VII. Les trois différences de temps s’appliquent à Dieu lorsqu’il est appelé « celui qui est, qui était et qui devait venir » (ho ōn, kai ho ēn, kai ho erchomenos, Apoc. 1,4). Cela ne se fait pas formellement, mais éminemment et à la manière des hommes (anthrōpopathōs), pour décrire (si possible) de cette manière l’éternité de Dieu. Cela ne se fait pas divinement comme s’ils pouvaient être prédictifs de lui successivement, mais indivisiblement parce que l’éternité de Dieu embrasse tout le temps à la fois. Ainsi, le passé s’affirme sans la négation du présent et de l’avenir, et le présent s’affirme, mais sans la négation du passé et de l’avenir. « Bien que, dit Augustin, cette nature immuable et ineffable n’admette pas qu’il était ou qu’il sera, mais seulement qu’il l’est, pourtant à cause de la mutabilité du temps, qui concerne notre mortalité et notre mutabilité, nous pouvons dire sans erreur, il est, était et sera. Il était dans les âges passés, il est dans le présent, il sera dans le futur. Il l’est parce qu’il ne l’a jamais été ; il le sera parce qu’il ne cessera jamais de l’être ; il l’est parce qu’il l’est toujours  » (Tractate 99, De l’Évangile de Jean[NPNF1, 7:383 ; PL 35.1888]).
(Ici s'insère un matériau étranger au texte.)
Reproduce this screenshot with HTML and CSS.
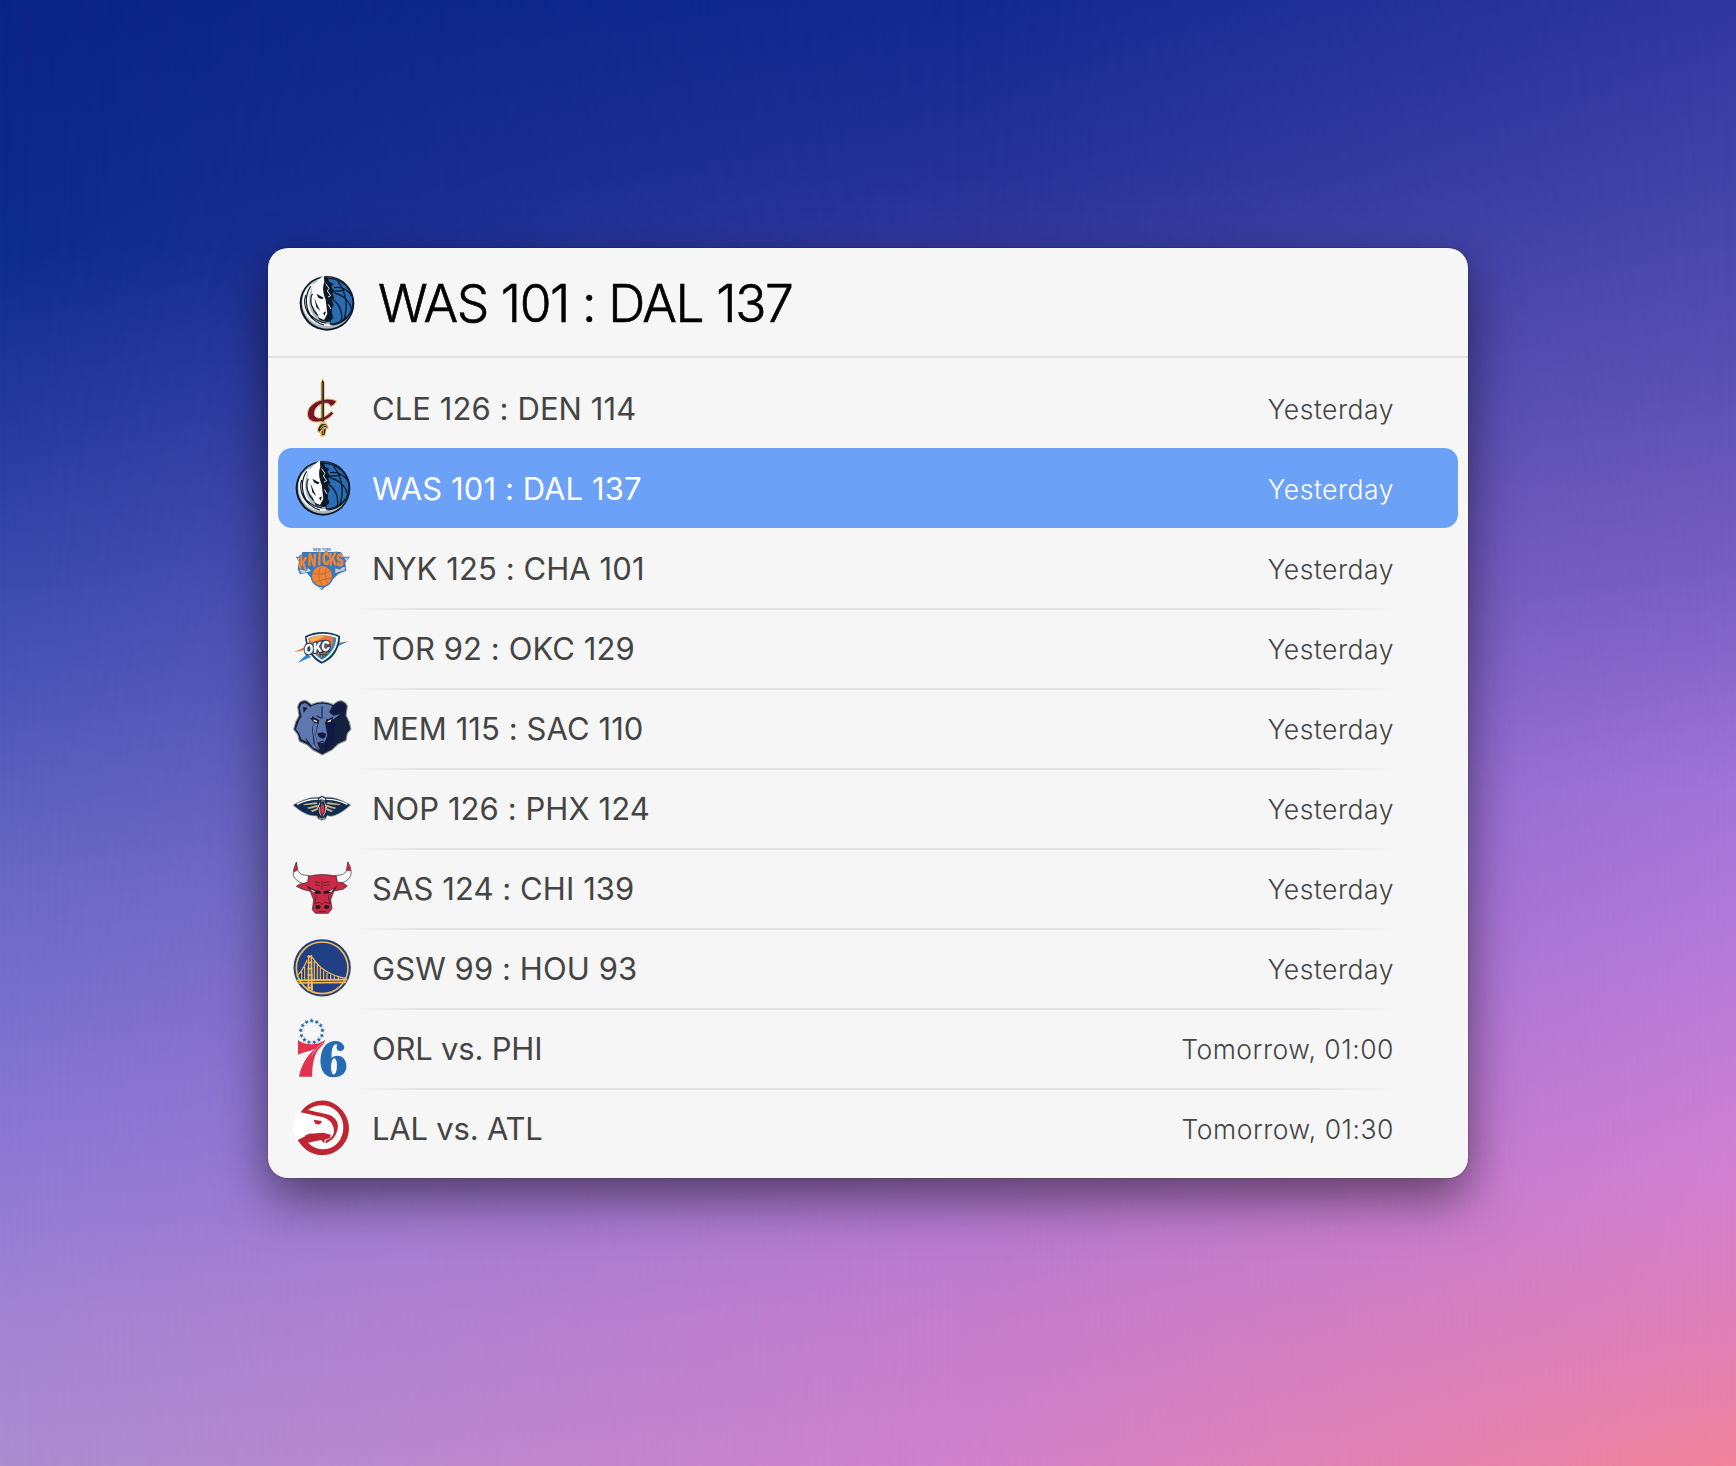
FILE: index.html
```html
<!DOCTYPE html>
<html lang="en">
<head>
<meta charset="utf-8">
<title>NBA scores</title>
<link rel="stylesheet" href="styles.css">
</head>
<body>
<svg class="defs" aria-hidden="true">
  <symbol id="mavs" viewBox="0 0 225 225">
    <circle cx="114" cy="115" r="82" fill="#0b1a26"/>
    <circle cx="115" cy="114" r="77" fill="#aeb9c1"/>
    <path d="M100 38C150 30 193 66 193 113C193 152 163 180 124 182C110 130 100 70 100 38Z" fill="#0b1a26"/>
    <path d="M118 42C160 43 190 76 190 113C190 147 160 174 124 175C131 130 134 80 118 42Z" fill="#2a6db5"/>
    <path d="M135 68C157 64 174 70 187 92M136 84C164 90 183 111 187 132M132 104C155 120 162 150 156 170M146 49C172 80 178 126 164 167M128 80L166 76" fill="none" stroke="#0b1a26" stroke-width="4"/>
    <path d="M108 39L121 51L134 57L127 65L137 80L130 85L136 99L128 106L134 120L127 136L133 160L117 172L92 166L80 140L84 58Z" fill="#0b1a26"/>
    <path d="M104 31L106 52C99 66 103 88 110 104L115 146L105 165L90 158L78 132L69 121L66 98L70 65C78 51 91 43 104 31Z" fill="#fff"/>
    <path d="M75 54C43 70 34 103 45 136C57 169 92 190 134 180C108 179 84 169 70 149L77 155C55 131 54 91 75 54Z" fill="#fff"/>
    <path d="M65 64C45 93 49 137 72 160M70 86C60 107 68 133 85 151M50 90C38 128 63 168 105 180M66 151C80 166 95 172 112 174" fill="none" stroke="#0b1a26" stroke-width="3.500"/>
    <path d="M82 86L104 98L99 103L88 98ZM102 144L111 139L107 152ZM76 98L84 118L94 139L82 127Z" fill="#0b1a26"/>
    <path d="M110 56L120 70L115 78L125 92L117 96M118 118L126 132" fill="none" stroke="#e2e7ea" stroke-width="3"/>
  </symbol>
  <symbol id="cavs" viewBox="0 0 225 225">
    <path d="M113 24L119 36V154L126 162L131 174L127 180L124 174L121 198L108 201L105 190L96 186L97 174L107 158V38Z" fill="#f0b95c"/>
    <path d="M136 110L146 105L155 94C137 81 92 86 73 113C63 129 65 153 91 156C110 158 133 147 146 130L139 124C123 141 104 148 94 142C80 132 92 105 114 101C127 97 135 101 136 110Z" fill="#74152d" stroke="#f0b95c" stroke-width="3"/>
    <path d="M110 38L113 29L117 38V154H110Z" fill="#19222c"/>
    <path d="M113 38V151" stroke="#8c7057" stroke-width="2"/>
    <path d="M99 181C103 166 109 161 117 162C126 163 128 169 127 173L117 170L103 185ZM110 185L123 174L119 194L111 196Z" fill="#19222c"/>
    <path d="M106 177C114 165 120 163 127 171M115 174V193" stroke="#bd8d43" stroke-width="4" fill="none"/>
  </symbol>
  <symbol id="grizzlies" viewBox="0 0 225 225">
    <g transform="translate(0 -9) scale(1 1.050)">
      <path d="M49 41Q58 36 66 40L79 50C99 40 124 40 145 50L158 41Q169 37 176 42Q187 48 187 57L183 81L193 100L198 120L187 133L183 153L160 163L142 179L112 194L84 180L66 165L43 155L38 136L26 121L32 100L42 82L38 58Q40 45 49 41Z" fill="#13213d" stroke="#8c9298" stroke-width="3"/>
      <path d="M49 49L61 46L76 57C94 45 124 45 142 54L132 72L145 82L166 78L141 95L125 91L120 103L127 137L118 160H98L92 138L101 102L90 91L74 88L86 101L81 119L86 163L102 181L83 173L68 157L49 149L43 133L33 121L42 96L50 84L44 61Z" fill="#5e78ae"/>
      <path d="M86 103L98 104L91 137L97 160L105 181L90 166L83 120Z" fill="#5e78ae"/>
      <path d="M145 53L162 46L178 51L179 64L166 76L147 74ZM128 100L146 100L152 109L145 124L148 151L133 171L116 184L123 160L130 146Z" fill="#121745"/>
      <path d="M54 57L68 59L56 74ZM81 83L103 95L101 102L83 97ZM125 94L145 84L141 99L126 103ZM97 133L112 129L124 134L120 144L114 148L101 143Z" fill="#11193e"/>
      <path d="M85 92L97 97L95 101L86 98ZM128 97L140 92L137 99L128 101Z" fill="#f5d6a2"/>
      <path d="M111 55V91M95 82L108 89M98 161L112 155L124 161M62 147L80 170" fill="none" stroke="#11193e" stroke-width="3"/>
    </g>
  </symbol>
  <symbol id="pelicans" viewBox="0 0 225 225">
    <path d="M24 105C50 91 76 80 101 82L111 77L122 82C148 79 174 92 197 105C178 122 157 137 137 139L126 137L122 147L110 151L99 146L96 138C69 139 45 124 24 105Z" fill="#102c50" stroke="#a2a4a4" stroke-width="2"/>
    <path d="M36 103C60 91 80 87 99 88M124 88C148 87 168 94 187 103" fill="none" stroke="#fff" stroke-width="4"/>
    <path d="M53 103L94 96L98 102L60 106ZM66 113L97 104L99 110L72 117ZM76 122L98 113L99 119L83 126ZM168 103L128 96L124 102L161 106ZM154 113L124 104L123 110L149 117ZM145 122L123 113L122 119L138 126Z" fill="#c5ad7b"/>
    <path d="M102 87L111 81L121 87L119 98L126 112L119 120L111 110L103 120L97 113L105 97Z" fill="#fff"/>
    <path d="M101 91L110 88L120 91L118 98L124 117L117 139L106 139L99 116L106 98Z" fill="#102c50"/>
    <path d="M109 101H115L119 124L112 134L105 125Z" fill="#cf354c"/>
    <path d="M103 112V126L108 137M122 111L121 126L114 139M108 93H116M102 143L111 147L120 143" fill="none" stroke="#c5ad7b" stroke-width="3"/>
  </symbol>
  <symbol id="bulls" viewBox="0 0 225 225">
    <path d="M34 36L39 64L50 74L74 77L69 102C44 102 22 86 25 66ZM188 36L184 64L173 74L148 77L153 102C181 101 202 83 198 63Z" fill="#fff" stroke="#222" stroke-width="2"/>
    <path d="M34 37L37 61L28 66L25 60ZM189 37L196 49L198 62L185 62Z" fill="#cb2946" stroke="#222" stroke-width="1"/>
    <path d="M70 79Q112 68 154 79L157 96L174 99L187 108L174 118L147 123L137 149L141 176L130 190H91L82 179L86 150L76 124L52 118L34 109L43 103L68 97Z" fill="#cb2946" stroke="#222" stroke-width="2"/>
    <path d="M65 107L89 121L105 122L108 131L93 131L75 121ZM158 107L136 121L118 123L115 131L133 130L148 121Z" fill="#171c22"/>
    <path d="M74 116L92 125L85 127ZM149 115L131 125L138 126Z" fill="#fff"/>
    <path d="M89 96L105 98M116 98L134 95M91 105L105 106M116 106L133 104M111 93V118M94 135L90 159M130 135L134 159M88 161L104 157L111 163L119 157L136 161" fill="none" stroke="#222" stroke-width="2"/>
    <ellipse cx="99" cy="171" rx="8" ry="6" fill="#171c22"/><ellipse cx="125" cy="171" rx="8" ry="6" fill="#171c22"/>
    <path d="M101 185H122" stroke="#171c22" stroke-width="2"/>
  </symbol>
  <symbol id="warriors" viewBox="0 0 225 225">
    <circle cx="111.500" cy="113.500" r="86" fill="#213f85"/>
    <circle cx="111.500" cy="113.500" r="77.500" fill="#213f85" stroke="#f5bd54" stroke-width="5"/>
    <path d="M69 75H73V182H67ZM77 75H81L84 182H77Z" fill="#f5bd54"/>
    <path d="M67 80H82M68 98H82M67 116H82M67 135H82M36 151L187 149M36 159L184 157M68 173H83" fill="none" stroke="#f5bd54" stroke-width="5"/>
    <path d="M82 82C105 118 138 138 184 145M67 89C58 110 47 127 35 139M88 93V151M97 104V151M106 114V151M116 122V151M126 129V151M137 135V151M148 139V151M160 142V151M59 110V151M50 124V151" fill="none" stroke="#f5bd54" stroke-width="3.500"/>
  </symbol>
  <symbol id="sixers" viewBox="0 0 225 225">
    <g fill="#276bb3">
      <path id="star" d="M80 25l2 4.500 5 .5-3.700 3.300 1.200 5-4.500-2.600-4.500 2.600 1.200-5-3.700-3.300 5-.5z"/>
      <use href="#star" transform="rotate(27.700 80 65)"/><use href="#star" transform="rotate(55.400 80 65)"/>
      <use href="#star" transform="rotate(83.100 80 65)"/><use href="#star" transform="rotate(110.800 80 65)"/>
      <use href="#star" transform="rotate(138.500 80 65)"/><use href="#star" transform="rotate(166.200 80 65)"/>
      <use href="#star" transform="rotate(193.800 80 65)"/><use href="#star" transform="rotate(221.500 80 65)"/>
      <use href="#star" transform="rotate(249.200 80 65)"/><use href="#star" transform="rotate(276.900 80 65)"/>
      <use href="#star" transform="rotate(304.600 80 65)"/><use href="#star" transform="rotate(332.300 80 65)"/>
    </g>
    <path d="M39 90C61 108 98 106 121 90C117 105 102 114 96 125C85 143 82 169 81 200H42C48 166 69 132 90 117C70 125 52 127 39 134Z" fill="#e13250"/>
    <path d="M115 98C98 110 88 122 80 137" fill="none" stroke="#f6f6f6" stroke-width="1.500"/>
    <path fill-rule="evenodd" d="M177 108C169 87 130 86 115 115C100 143 102 202 144 202C171 202 186 187 184 165C182 137 154 130 140 144C138 119 145 98 157 104C151 114 158 125 168 123C175 121 180 116 177 108ZM147 145C159 143 159 191 147 194C135 193 136 150 147 145Z" fill="#276bb3"/>
  </symbol>
  <symbol id="hawks" viewBox="0 0 225 225">
    <circle cx="108" cy="114" r="84" fill="#fff"/>
    <path d="M47 67C72 29 123 20 158 48C201 82 203 142 165 175C126 210 67 200 38 150L76 131L115 128L137 134L136 144L119 149L118 160L108 150L69 158C98 187 142 184 164 151C191 108 167 48 112 46C93 46 80 52 69 60L132 74C155 83 164 103 156 124C151 141 139 154 121 160L123 151C142 146 150 130 146 114C140 90 120 82 100 79Z" fill="#be2631"/>
    <path d="M86 89L110 93C110 102 99 108 90 100ZM61 136L78 130L76 137L61 143Z" fill="#be2631"/>
  </symbol>
</svg>

<main class="panel">
  <header class="header">
    <svg class="logo"><use href="#mavs"/></svg>
    <h1 class="title">WAS 101 : DAL 137</h1>
  </header>
  <ul class="list">
    <li class="row"><svg class="logo"><use href="#cavs"/></svg><span class="game">CLE 126 : DEN 114</span><span class="when">Yesterday</span></li>
    <li class="row selected"><svg class="logo"><use href="#mavs"/></svg><span class="game">WAS 101 : DAL 137</span><span class="when">Yesterday</span></li>
    <li class="row">
      <svg class="logo" viewBox="0 0 225 225">
        <path d="M32 80H195L181 98L184 122L160 132L110 181L65 128L45 133L39 119L48 103Z" fill="#3c78b8"/>
        <path d="M37 83H58L45 99ZM178 83H190L184 94ZM43 121L67 111L79 124L50 130ZM151 112L180 112L179 121L151 129ZM100 169L112 168L111 178Z" fill="#c9ced2"/>
        <text x="84" y="64" textLength="54" lengthAdjust="spacingAndGlyphs" class="knicks-city">NEW YORK</text>
        <path d="M52 66H168L180 106L164 119L142 112H80L58 120L38 116Z" fill="#3c78b8"/>
        <text transform="scale(.62 1)" x="64 108 156 178 212 248" y="115 107 105 105 107 110" rotate="8 4 2 0 -3 -4" class="knicks-name">KNICKS</text>
        <circle cx="111" cy="138" r="32" fill="#f18432" stroke="#3c78b8" stroke-width="4"/>
        <path d="M109 106C99 123 99 153 114 169M82 128C99 136 124 133 138 119M88 157C104 154 126 142 142 145M126 111C116 126 121 152 130 162" fill="none" stroke="#a96c4a" stroke-width="2.500"/>
      </svg>
      <span class="game">NYK 125 : CHA 101</span><span class="when">Yesterday</span>
    </li>
    <li class="row ruled">
      <svg class="logo" viewBox="0 0 225 225">
        <path d="M28 126L62 110L64 116L50 122ZM134 104L194 93L150 108L134 118Z" fill="#ed6842"/>
        <path d="M37 159L66 132L78 141ZM156 80L166 79L163 98L186 96L152 112Z" fill="#328ac9"/>
        <path d="M60 79C91 62 132 62 165 78C164 121 143 147 110 161C80 148 62 117 60 79Z" fill="#173657"/>
        <path d="M65 82C96 68 130 68 160 81C157 118 139 140 111 155C85 141 68 117 65 82Z" fill="#fff"/>
        <path d="M70 85C97 73 126 73 154 84C152 115 134 136 111 149C89 137 73 114 70 85Z" fill="#2388ce"/>
        <path d="M71 86C99 74 125 74 146 83C146 112 129 131 109 142C90 131 76 112 71 86Z" fill="#f16f3b"/>
        <path d="M72 86C91 77 107 75 124 76C112 82 99 90 82 98Z" fill="#f5b34c"/>
        <path d="M93 124H134M101 134H126M114 110V142M128 108L122 139M104 118L106 140" fill="none" stroke="#173657" stroke-width="2.500"/>
        <text x="60" y="134" textLength="78" lengthAdjust="spacingAndGlyphs" class="okc-name" transform="rotate(-10 60 134)">OKC</text>
      </svg>
      <span class="game">TOR 92 : OKC 129</span><span class="when">Yesterday</span>
    </li>
    <li class="row ruled"><svg class="logo"><use href="#grizzlies"/></svg><span class="game">MEM 115 : SAC 110</span><span class="when">Yesterday</span></li>
    <li class="row ruled"><svg class="logo"><use href="#pelicans"/></svg><span class="game">NOP 126 : PHX 124</span><span class="when">Yesterday</span></li>
    <li class="row ruled"><svg class="logo"><use href="#bulls"/></svg><span class="game">SAS 124 : CHI 139</span><span class="when">Yesterday</span></li>
    <li class="row ruled"><svg class="logo"><use href="#warriors"/></svg><span class="game">GSW 99 : HOU 93</span><span class="when">Yesterday</span></li>
    <li class="row ruled"><svg class="logo"><use href="#sixers"/></svg><span class="game upcoming">ORL vs. PHI</span><span class="when">Tomorrow, 01:00</span></li>
    <li class="row ruled"><svg class="logo"><use href="#hawks"/></svg><span class="game upcoming">LAL vs. ATL</span><span class="when">Tomorrow, 01:30</span></li>
  </ul>
</main>
</body>
</html>
```
FILE: styles.css
```css
* { box-sizing: border-box; }

body {
  position: relative;
  isolation: isolate;
  margin: 0;
  height: 1466px;
  padding-top: 248px;
  overflow: hidden;
  font-family: Inter, "Liberation Sans", sans-serif;
  background: linear-gradient(180deg, #0a2484 0%, #0e2b8e 17%, #2b3da1 31%, #4753b5 45%, #6a68c4 60%, #8977d4 77%, #a184d2 90%, #ab8dd0 100%);
}

/* The wallpaper is three vertical ramps blended across the width. */
body::before,
body::after {
  content: "";
  position: absolute;
  inset: 0;
  z-index: -1;
}

body::before {
  background: linear-gradient(180deg, #112991 0%, #263196 12%, #4a43a8 25%, #6856b8 40%, #8064c4 55%, #9b70cc 70%, #b179cf 82%, #c47dcc 90%, #cf81cb 100%);
  -webkit-mask-image: linear-gradient(90deg, transparent 0%, #000 55%);
  mask-image: linear-gradient(90deg, transparent 0%, #000 55%);
}

body::after {
  background: linear-gradient(180deg, #31369f 0%, #4243a7 12%, #5a4fb3 25%, #7960c2 40%, #a174d8 54%, #b67bd8 66%, #d180d0 80%, #df80b4 91%, #f1839b 100%);
  -webkit-mask-image: linear-gradient(90deg, transparent 55%, #000 100%);
  mask-image: linear-gradient(90deg, transparent 55%, #000 100%);
}

.defs { position: absolute; width: 0; height: 0; }

.knicks-city { font: 700 12px Inter, sans-serif; fill: #3c78b8; }
.knicks-name {
  font: 900 52px Inter, sans-serif;
  fill: #f18432;
  stroke: #3c78b8;
  stroke-width: 5px;
  paint-order: stroke;
}
.okc-name {
  font: italic 900 41px Inter, sans-serif;
  fill: #fff;
  stroke: #173657;
  stroke-width: 7px;
  paint-order: stroke;
}

.panel {
  width: 1200px;
  height: 930px;
  margin: 0 auto;
  border-radius: 20px;
  background: #f6f6f6;
  box-shadow: 0 0 2px rgba(0, 0, 0, .4), 0 20px 50px rgba(0, 0, 0, .5);
}

.header {
  display: flex;
  align-items: center;
  height: 110px;
  padding-left: 21px;
  border-bottom: 2px solid #e2e2e2;
}

.logo { flex: none; width: 75px; height: 75px; margin-bottom: 2px; overflow: visible; }

.header .logo { margin-bottom: 0; }

.title {
  margin: 0 0 0 14px;
  padding-top: 2px;
  font-size: 51.5px;
  font-weight: 300;
  line-height: 62px;
  letter-spacing: -1.42px;
  color: #000;
  -webkit-text-stroke: .6px #000;
  white-space: pre;
}

.list { margin: 0; padding: 10px; list-style: none; }

.row {
  display: flex;
  align-items: center;
  height: 80px;
  padding: 0 64px 0 7px;
  color: #444;
}

.ruled {
  background: linear-gradient(90deg, transparent 70px, #e2e2e2 145px, #e2e2e2 1030px, transparent 1116px) no-repeat 0 0 / 100% 2px;
}

.selected { border-radius: 14px; background: #6ca1f8; color: #fff; }

.game {
  flex: 1;
  margin-left: 12px;
  padding-top: 2px;
  font-size: 31px;
  font-weight: 400;
  line-height: 38px;
  letter-spacing: .08px;
}

.upcoming { letter-spacing: -.2px; }

.when {
  padding-top: 2px;
  font-size: 26.5px;
  font-weight: 300;
  line-height: 34px;
  letter-spacing: .52px;
}
```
VIII. Bien que l’éternité puisse coexister avec toutes les différences de temps, il ne s’ensuit pas qu’elles coexistent également entre elles. Elle ne coexiste pas avec eux pris ensemble et existant à la fois, mais coexiste avec eux existant divisés et se succédant mutuellement. Ainsi, le passé alors qu’il était, coexistait avec l’éternité, le présent coexiste maintenant avec lui, et l’avenir coexistera avec lui.
IX. Les choses qui sont d’accord avec une troisième chose, sont d’accord entre elles, mais seulement par rapport à la même troisième chose. Ainsi, toutes les différences de temps s’accordent en cela – que chacune, quand elle existe, coexiste avec toute l’éternité. Mais ils ne doivent donc pas s’accorder entre eux pour coexister en même temps parce que l’éternité entière ne coexiste pas avec eux en même temps, mais divisés comme ils se succèdent (comme le soleil et son mouvement coexistent avec tous les jours des temps ; cependant il ne s’ensuit pas qu’ils coexistent tous entre eux car chaque jour coexiste dans son ordre avec le soleil, qui est toujours le même).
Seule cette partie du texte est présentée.